Technically, the key criterion for Unicode support for all fields is whether the database allows setting of Unicode character set for VARCHAR and CHAR fields. If yes, there is a high chance that Unicode will be plausible, usually at the expense of field length. If it only supports Unicode in NVARCHAR and NCHAR fields, Unicode support for all text fields is unlikely as Keycloak schema uses VARCHAR and CHAR fields extensively.

Oracle Database

Unicode characters are properly handled provided the database was created with Unicode support in VARCHAR and CHAR fields (e.g. by using AL32UTF8 character set as the database character set). No special settings is needed for JDBC driver.

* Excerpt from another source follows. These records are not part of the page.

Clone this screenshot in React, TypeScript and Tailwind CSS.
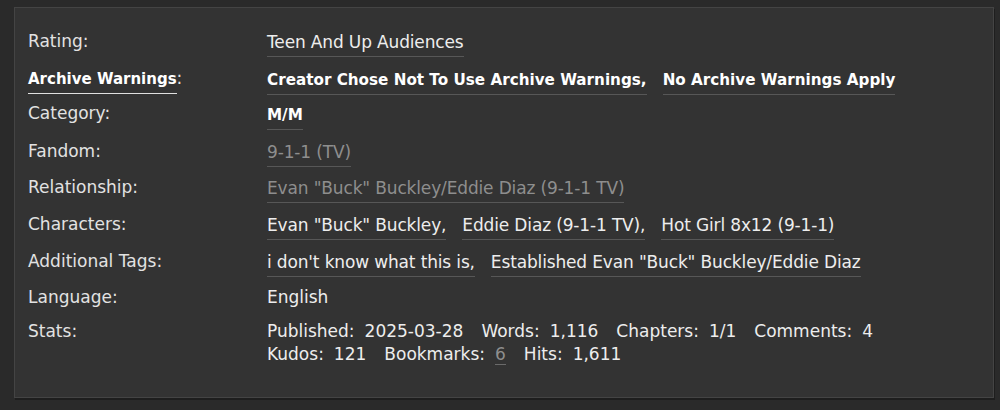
import React from "react";

type Tag = { text: string; dim?: boolean };

interface MetaRow {
  label: string;
  tags: Tag[];
  bold?: boolean;
  labelLink?: boolean;
  h: string;
}

const rows: MetaRow[] = [
  { label: "Rating", h: "h-[37px]", tags: [{ text: "Teen And Up Audiences" }] },
  {
    label: "Archive Warnings",
    h: "h-[35px]",
    labelLink: true,
    bold: true,
    tags: [{ text: "Creator Chose Not To Use Archive Warnings" }, { text: "No Archive Warnings Apply" }],
  },
  { label: "Category", h: "h-[38px]", bold: true, tags: [{ text: "M/M" }] },
  { label: "Fandom", h: "h-[36px]", tags: [{ text: "9-1-1 (TV)", dim: true }] },
  { label: "Relationship", h: "h-[37px]", tags: [{ text: 'Evan "Buck" Buckley/Eddie Diaz (9-1-1 TV)', dim: true }] },
  {
    label: "Characters",
    h: "h-[37px]",
    tags: [{ text: 'Evan "Buck" Buckley' }, { text: "Eddie Diaz (9-1-1 TV)" }, { text: "Hot Girl 8x12 (9-1-1)" }],
  },
  {
    label: "Additional Tags",
    h: "h-[36px]",
    tags: [{ text: "i don't know what this is" }, { text: 'Established Evan "Buck" Buckley/Eddie Diaz' }],
  },
];

function TagList({ tags, bold }: { tags: Tag[]; bold?: boolean }) {
  return (
    <ul className="flex flex-wrap gap-x-[16px]">
      {tags.map((t, i) => (
        <li key={t.text}>
          <a
            className={`inline-block border-b border-[#575757] pb-[4px] ${
              bold ? "text-[15.2px] leading-[20px] font-bold text-white" : "tracking-[-0.15px] leading-[20px]"
            } ${t.dim ? "text-[#8e8e8e]" : bold ? "" : "text-[#ededed]"}`}
          >
            {t.text}
            {i < tags.length - 1 ? "," : ""}
          </a>
        </li>
      ))}
    </ul>
  );
}

function Stat({ label, value, dim }: { label: string; value: string; dim?: boolean }) {
  return (
    <span className="mr-[18px] whitespace-nowrap">
      {label}:
      {dim ? (
        <span className="ml-[10px] inline-block border-b border-[#6a6a6a] leading-[19px] text-[#8e8e8e]">{value}</span>
      ) : (
        <span className="ml-[10px]">{value}</span>
      )}
    </span>
  );
}

export default function App() {
  return (
    <div
      className="h-[410px] w-[1000px] bg-[#2a2a2a] px-[14px] pt-[7px] text-[17px] text-[#e6e6e6]"
      style={{ fontFamily: '"DejaVu Sans", "Liberation Sans", sans-serif' }}
    >
      <dl className="h-[391px] w-[980px] border border-[#444] bg-[#333] pl-[13px] pt-[23px] shadow-[1px_2px_0_#1e1e1e]">
        {rows.map((r) => (
          <div key={r.label} className={`grid grid-cols-[239px_1fr] ${r.h}`}>
            <dt className="leading-[20px] text-[#e2e2e2]">
              {r.labelLink ? (
                <>
                  <a className="inline-block border-b border-[#e0e0e0] pb-[4px] text-[15px] font-bold text-white">
                    {r.label}
                  </a>
                  :
                </>
              ) : (
                <>{r.label}:</>
              )}
            </dt>
            <dd className="-mt-[1px]">
              <TagList tags={r.tags} bold={r.bold} />
            </dd>
          </div>
        ))}
        <div className="grid h-[33px] grid-cols-[239px_1fr] leading-[20px]">
          <dt className="text-[#e2e2e2]">Language:</dt>
          <dd className="text-[#ededed]">English</dd>
        </div>
        <div className="grid grid-cols-[239px_1fr]">
          <dt className="leading-[23px] text-[#e2e2e2]">Stats:</dt>
          <dd className="leading-[23px] text-[#ededed]">
            <div>
              <Stat label="Published" value="2025-03-28" />
              <Stat label="Words" value="1,116" />
              <Stat label="Chapters" value="1/1" />
              <Stat label="Comments" value="4" />
            </div>
            <div>
              <Stat label="Kudos" value="121" />
              <Stat label="Bookmarks" value="6" dim />
              <Stat label="Hits" value="1,611" />
            </div>
          </dd>
        </div>
      </dl>
    </div>
  );
}
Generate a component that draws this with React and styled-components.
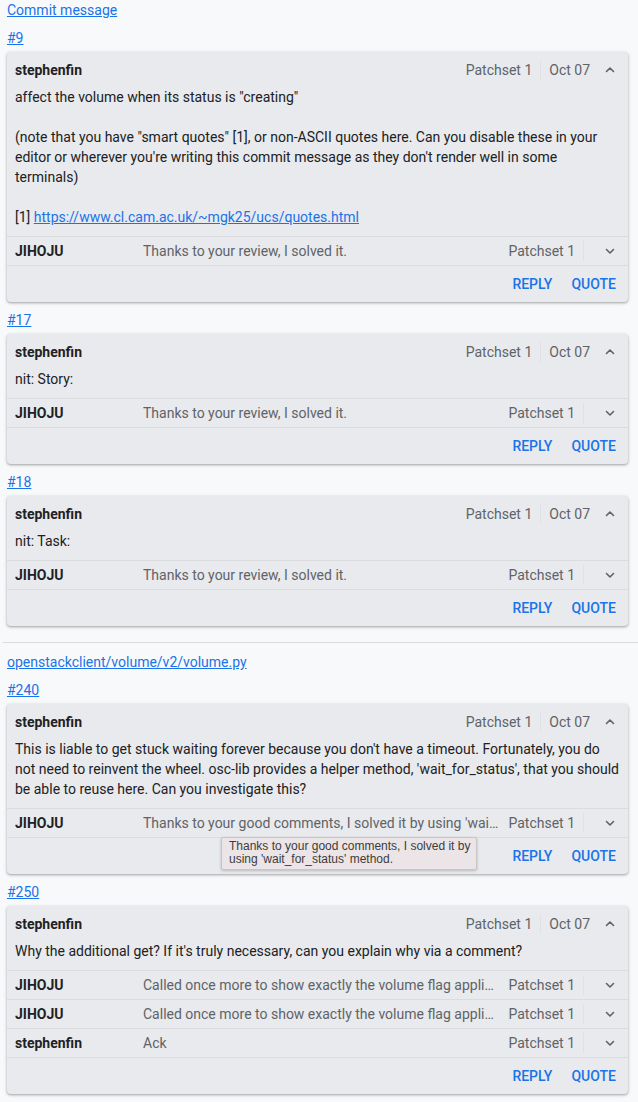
import React from "react";
import styled, { createGlobalStyle } from "styled-components";

const Global = createGlobalStyle`
  html, body { margin: 0; padding: 0; background: #f8f9fa; }
  body { font-family: Roboto, "Noto Sans", sans-serif; font-size: 14px; color: #202124; }
  * { box-sizing: border-box; }
`;

const Page = styled.div`
  padding: 0 10px 8px 7px;
`;

const Group = styled.section`
  display: flex;
  flex-direction: column;
  ${(p) => p.$sep && `
    border-top: 1px solid #dadce0;
    margin: 16px -10px 0 -4px;
    padding: 9px 10px 0 4px;
  `}
`;

const Link = styled.a`
  color: #1a73e8;
  text-decoration: underline;
  line-height: 20px;
  font-size: 14px;
  cursor: pointer;
`;

const LinkLine = styled.div`
  line-height: 20px;
  margin-top: ${(p) => p.$top || 0}px;
  margin-bottom: ${(p) => p.$bottom || 0}px;
`;

const Card = styled.div`
  background: #e8eaed;
  border-radius: 4px;
  box-shadow: 0 1px 2px rgba(60,64,67,.3), 0 1px 3px 1px rgba(60,64,67,.15);
`;

const Header = styled.div`
  display: flex;
  align-items: center;
  height: 35px;
  padding: 0 6px 0 8px;
`;

const Name = styled.div`
  font-weight: 700;
  color: #202124;
  width: ${(p) => (p.$w ? p.$w + "px" : "auto")};
  flex: ${(p) => (p.$w ? "none" : "1")};
`;

const Meta = styled.div`
  color: #5f6368;
  padding: 0 8px;
  line-height: 20px;
  ${(p) => p.$divider && `border-right: 1px solid #dfe1e4;`}
`;

const IconBox = styled.div`
  width: ${(p) => p.$w || 24}px;
  height: 24px;
  display: flex;
  align-items: center;
  justify-content: ${(p) => p.$end ? "flex-end" : "center"};
  padding-right: ${(p) => p.$pr || 0}px;
  color: #5f6368;
`;

const Body = styled.div`
  padding: 0 8px 9px;
  line-height: 20px;
  white-space: pre-wrap;
  color: #202124;
`;

const ReplyRow = styled.div`
  position: relative;
  display: flex;
  align-items: center;
  height: 29px;
  border-top: 1px solid #dadce0;
  padding: 0 6px 0 8px;
`;

const ReplyMsg = styled.div`
  flex: 1;
  min-width: 0;
  color: #5f6368;
  white-space: nowrap;
  overflow: hidden;
  text-overflow: ellipsis;
`;

const Actions = styled.div`
  display: flex;
  justify-content: flex-end;
  align-items: center;
  gap: 19px;
  height: 37px;
  border-top: 1px solid #dadce0;
  padding: 0 12px 0 8px;
`;

const ActionBtn = styled.button`
  border: none;
  background: none;
  padding: 0;
  font-family: Roboto, sans-serif;
  font-size: 14px;
  font-weight: 500;
  color: #1a73e8;
  text-transform: uppercase;
  cursor: pointer;
`;

const Tooltip = styled.div`
  position: absolute;
  left: 214px;
  top: 100%;
  width: 256px;
  padding: 2px 2px 3px 7px;
  background: #ebe5e7;
  border: 1px solid #c9c4c6;
  border-radius: 2px;
  box-shadow: 0 1px 3px rgba(0,0,0,.2);
  font-family: "Liberation Sans", Arial, sans-serif;
  font-size: 12px;
  line-height: 13px;
  color: #3c3c3c;
  z-index: 2;
`;

const Chevron = ({ up }) => (
  <svg width="12" height="12" viewBox="0 0 12 12" fill="none" stroke="currentColor" strokeWidth="1.6" strokeLinecap="round" strokeLinejoin="round">
    {up ? <polyline points="2.5,7.5 6,4 9.5,7.5" /> : <polyline points="2.5,4.5 6,8 9.5,4.5" />}
  </svg>
);

const QUOTES_URL = "https://www.cl.cam.ac.uk/~mgk25/ucs/quotes.html";

const groups = [
  {
    file: "Commit message",
    threads: [
      {
        id: "#9",
        author: "stephenfin",
        body: (
          <>
            {'affect the volume when its status is "creating"\n\n(note that you have "smart quotes" [1], or non-ASCII quotes here. Can you disable these in your editor or wherever you\'re writing this commit message as they don\'t render well in some terminals)\n\n[1] '}
            <Link>{QUOTES_URL}</Link>
          </>
        ),
        replies: [{ author: "JIHOJU", msg: "Thanks to your review, I solved it." }],
      },
      {
        id: "#17",
        author: "stephenfin",
        body: "nit: Story:",
        replies: [{ author: "JIHOJU", msg: "Thanks to your review, I solved it." }],
      },
      {
        id: "#18",
        author: "stephenfin",
        body: "nit: Task:",
        replies: [{ author: "JIHOJU", msg: "Thanks to your review, I solved it." }],
      },
    ],
  },
  {
    file: "openstackclient/volume/v2/volume.py",
    threads: [
      {
        id: "#240",
        author: "stephenfin",
        body: "This is liable to get stuck waiting forever because you don't have a timeout. Fortunately, you do not need to reinvent the wheel. osc-lib provides a helper method, 'wait_for_status', that you should be able to reuse here. Can you investigate this?",
        replies: [
          {
            author: "JIHOJU",
            msg: "Thanks to your good comments, I solved it by using 'wait_for_status' method.",
            tooltip: true,
          },
        ],
      },
      {
        id: "#250",
        author: "stephenfin",
        body: "Why the additional get? If it's truly necessary, can you explain why via a comment?",
        replies: [
          { author: "JIHOJU", msg: "Called once more to show exactly the volume flag applied to the volume." },
          { author: "JIHOJU", msg: "Called once more to show exactly the volume flag applied to the volume." },
          { author: "stephenfin", msg: "Ack" },
        ],
      },
    ],
  },
];

const Thread = ({ t }) => (
  <>
    <LinkLine $top={8} $bottom={4}>
      <Link>{t.id}</Link>
    </LinkLine>
    <Card>
      <Header>
        <Name>{t.author}</Name>
        <Meta $divider>Patchset 1</Meta>
        <Meta>Oct 07</Meta>
        <IconBox $w={24}>
          <Chevron up />
        </IconBox>
      </Header>
      <Body>{t.body}</Body>
      {t.replies.map((r, i) => (
        <ReplyRow key={i}>
          <Name $w={128}>{r.author}</Name>
          <ReplyMsg>{r.msg}</ReplyMsg>
          <Meta $divider>Patchset 1</Meta>
          <IconBox $w={38} $end $pr={6}>
            <Chevron />
          </IconBox>
          {r.tooltip && <Tooltip>{r.msg}</Tooltip>}
        </ReplyRow>
      ))}
      <Actions>
        <ActionBtn>Reply</ActionBtn>
        <ActionBtn>Quote</ActionBtn>
      </Actions>
    </Card>
  </>
);

export default function App() {
  return (
    <Page>
      <Global />
      {groups.map((g, gi) => (
        <Group key={gi} $sep={gi > 0}>
          <LinkLine>
            <Link>{g.file}</Link>
          </LinkLine>
          {g.threads.map((t, ti) => (
            <Thread key={ti} t={t} />
          ))}
        </Group>
      ))}
    </Page>
  );
}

If the database character set is not Unicode, then to use Unicode characters in the special fields, the JDBC driver needs to be configured with the connection property oracle.jdbc.defaultNChar set to true. It might be wise, though not strictly necessary, to also set the oracle.jdbc.convertNcharLiterals connection property to true. These properties can be set either as system properties or as connection properties. Please note that setting oracle.jdbc.defaultNChar may have negative impact on performance. For details, please refer to Oracle JDBC driver configuration documentation.

Microsoft SQL Server Database

Unicode characters are properly handled only for the special fields. No special settings of JDBC driver or database is necessary.

IBM DB2 Database

Unicode characters are properly handled for all fields, length reduction applies to non-special fields. No special settings of JDBC driver or database is necessary.

MySQL Database

Unicode characters are properly handled provided the database was created with Unicode support in VARCHAR and CHAR fields in the CREATE DATABASE command (e.g. by using utf8 character set as the default database character set in MySQL 5.5. Please note that utf8mb4 character set does not work due to different storage requirements to utf8 character set [1]). Note that in this case, length restriction to non-special fields does not apply because columns are created to accomodate given amount of characters, not bytes. If the database default character set does not allow storing Unicode, only the special fields allow storing Unicode values.

At the side of JDBC driver settings, it is necessary to add a connection property characterEncoding=UTF-8 to the JDBC connection settings.

PostgreSQL Database

Unicode is supported when the database character set is UTF8. In that case, Unicode characters can be used in any field, there is no reduction of field length for non-special fields. No special settings of JDBC driver is necessary.

1 Tracked as https://issues.jboss.org/browse/KEYCLOAK-3873